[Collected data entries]
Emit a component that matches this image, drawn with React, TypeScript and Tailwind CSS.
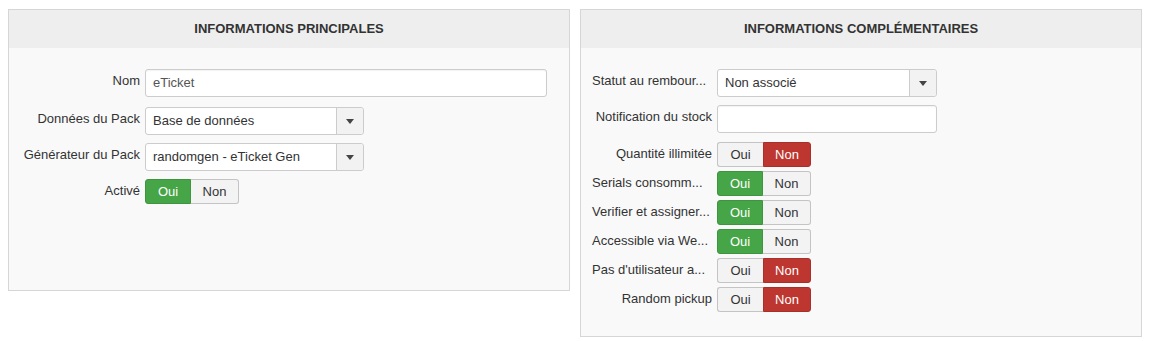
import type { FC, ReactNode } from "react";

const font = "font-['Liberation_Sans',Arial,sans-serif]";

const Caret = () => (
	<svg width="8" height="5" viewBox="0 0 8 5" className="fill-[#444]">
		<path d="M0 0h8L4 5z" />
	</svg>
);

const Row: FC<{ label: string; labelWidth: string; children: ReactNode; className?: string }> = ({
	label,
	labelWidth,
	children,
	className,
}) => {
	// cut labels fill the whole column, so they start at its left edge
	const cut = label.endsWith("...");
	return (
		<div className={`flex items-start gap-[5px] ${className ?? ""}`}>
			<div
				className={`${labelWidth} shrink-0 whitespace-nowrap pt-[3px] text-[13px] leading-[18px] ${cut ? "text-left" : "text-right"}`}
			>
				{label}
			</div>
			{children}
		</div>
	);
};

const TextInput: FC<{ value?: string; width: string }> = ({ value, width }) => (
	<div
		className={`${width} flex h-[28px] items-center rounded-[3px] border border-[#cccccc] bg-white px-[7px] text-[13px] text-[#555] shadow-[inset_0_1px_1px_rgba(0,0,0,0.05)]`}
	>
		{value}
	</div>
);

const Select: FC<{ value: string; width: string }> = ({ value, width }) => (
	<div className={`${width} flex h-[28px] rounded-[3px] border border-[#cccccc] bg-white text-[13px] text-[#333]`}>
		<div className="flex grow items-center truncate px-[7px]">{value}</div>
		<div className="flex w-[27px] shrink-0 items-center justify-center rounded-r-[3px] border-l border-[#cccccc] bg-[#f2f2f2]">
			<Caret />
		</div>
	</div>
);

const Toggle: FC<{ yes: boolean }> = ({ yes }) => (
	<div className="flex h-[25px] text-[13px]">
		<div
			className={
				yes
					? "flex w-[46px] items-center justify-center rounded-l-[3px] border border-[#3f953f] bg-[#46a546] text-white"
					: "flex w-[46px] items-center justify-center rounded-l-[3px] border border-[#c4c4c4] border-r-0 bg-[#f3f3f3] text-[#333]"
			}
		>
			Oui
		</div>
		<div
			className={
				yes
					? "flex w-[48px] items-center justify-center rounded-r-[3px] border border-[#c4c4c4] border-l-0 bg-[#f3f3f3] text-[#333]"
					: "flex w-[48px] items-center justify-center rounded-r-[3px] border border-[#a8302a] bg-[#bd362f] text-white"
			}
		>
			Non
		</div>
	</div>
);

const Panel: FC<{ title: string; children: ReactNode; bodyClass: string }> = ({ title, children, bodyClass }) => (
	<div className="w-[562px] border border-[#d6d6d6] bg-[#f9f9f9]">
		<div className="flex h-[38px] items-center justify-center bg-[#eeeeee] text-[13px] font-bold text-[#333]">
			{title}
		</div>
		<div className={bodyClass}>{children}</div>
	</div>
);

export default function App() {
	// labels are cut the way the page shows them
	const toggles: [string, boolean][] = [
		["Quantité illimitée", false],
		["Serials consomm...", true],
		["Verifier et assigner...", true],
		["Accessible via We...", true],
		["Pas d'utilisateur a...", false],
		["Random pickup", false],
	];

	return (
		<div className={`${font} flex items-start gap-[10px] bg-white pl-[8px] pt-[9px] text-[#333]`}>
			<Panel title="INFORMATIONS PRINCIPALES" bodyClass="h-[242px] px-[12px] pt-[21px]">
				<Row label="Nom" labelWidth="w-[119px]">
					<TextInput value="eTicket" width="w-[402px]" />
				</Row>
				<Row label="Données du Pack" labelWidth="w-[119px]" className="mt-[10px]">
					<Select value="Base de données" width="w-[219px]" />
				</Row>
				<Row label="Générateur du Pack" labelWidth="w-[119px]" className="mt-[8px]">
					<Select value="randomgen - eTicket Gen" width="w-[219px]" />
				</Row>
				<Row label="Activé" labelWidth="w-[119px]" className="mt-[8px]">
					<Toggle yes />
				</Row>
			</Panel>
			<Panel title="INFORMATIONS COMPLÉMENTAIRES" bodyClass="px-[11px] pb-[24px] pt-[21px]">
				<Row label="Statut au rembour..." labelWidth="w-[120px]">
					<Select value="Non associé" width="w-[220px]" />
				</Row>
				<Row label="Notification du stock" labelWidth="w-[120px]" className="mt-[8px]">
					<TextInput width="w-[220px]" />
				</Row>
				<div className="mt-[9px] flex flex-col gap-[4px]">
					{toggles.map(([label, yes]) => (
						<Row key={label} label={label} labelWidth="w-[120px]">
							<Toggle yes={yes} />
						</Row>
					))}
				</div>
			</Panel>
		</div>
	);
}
==
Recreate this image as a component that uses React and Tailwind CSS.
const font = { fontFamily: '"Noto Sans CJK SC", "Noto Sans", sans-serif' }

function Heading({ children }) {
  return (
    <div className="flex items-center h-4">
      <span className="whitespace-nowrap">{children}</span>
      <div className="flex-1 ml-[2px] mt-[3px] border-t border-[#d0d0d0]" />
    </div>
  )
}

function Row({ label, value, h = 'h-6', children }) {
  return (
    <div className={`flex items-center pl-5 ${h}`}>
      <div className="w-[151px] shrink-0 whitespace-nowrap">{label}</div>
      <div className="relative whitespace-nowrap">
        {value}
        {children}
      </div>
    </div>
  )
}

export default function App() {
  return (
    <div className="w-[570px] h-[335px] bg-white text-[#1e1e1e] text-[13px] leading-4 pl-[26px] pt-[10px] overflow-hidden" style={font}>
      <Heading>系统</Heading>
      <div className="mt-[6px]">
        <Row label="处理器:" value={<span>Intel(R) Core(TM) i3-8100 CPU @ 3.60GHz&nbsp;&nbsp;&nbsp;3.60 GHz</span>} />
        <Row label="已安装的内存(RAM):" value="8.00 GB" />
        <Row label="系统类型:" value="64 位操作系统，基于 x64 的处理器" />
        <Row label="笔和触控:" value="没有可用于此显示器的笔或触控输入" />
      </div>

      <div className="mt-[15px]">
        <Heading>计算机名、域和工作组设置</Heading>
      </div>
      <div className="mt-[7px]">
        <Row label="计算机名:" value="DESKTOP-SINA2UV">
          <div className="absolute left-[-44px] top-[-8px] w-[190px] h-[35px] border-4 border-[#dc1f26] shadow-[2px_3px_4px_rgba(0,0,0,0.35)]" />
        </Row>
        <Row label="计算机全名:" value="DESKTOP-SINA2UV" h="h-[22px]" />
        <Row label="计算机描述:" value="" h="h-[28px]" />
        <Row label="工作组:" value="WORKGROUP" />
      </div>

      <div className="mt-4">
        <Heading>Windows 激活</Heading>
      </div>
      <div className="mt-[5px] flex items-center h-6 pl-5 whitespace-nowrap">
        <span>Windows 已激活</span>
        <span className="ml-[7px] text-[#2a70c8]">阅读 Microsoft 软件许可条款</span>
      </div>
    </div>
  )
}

### [Exercise requirements]
Pull out every line of the records that includes the string "image".

### [Solution to this task]
Emit a component that matches this image, drawn with React, TypeScript and Tailwind CSS.
Recreate this image as a component that uses React and Tailwind CSS.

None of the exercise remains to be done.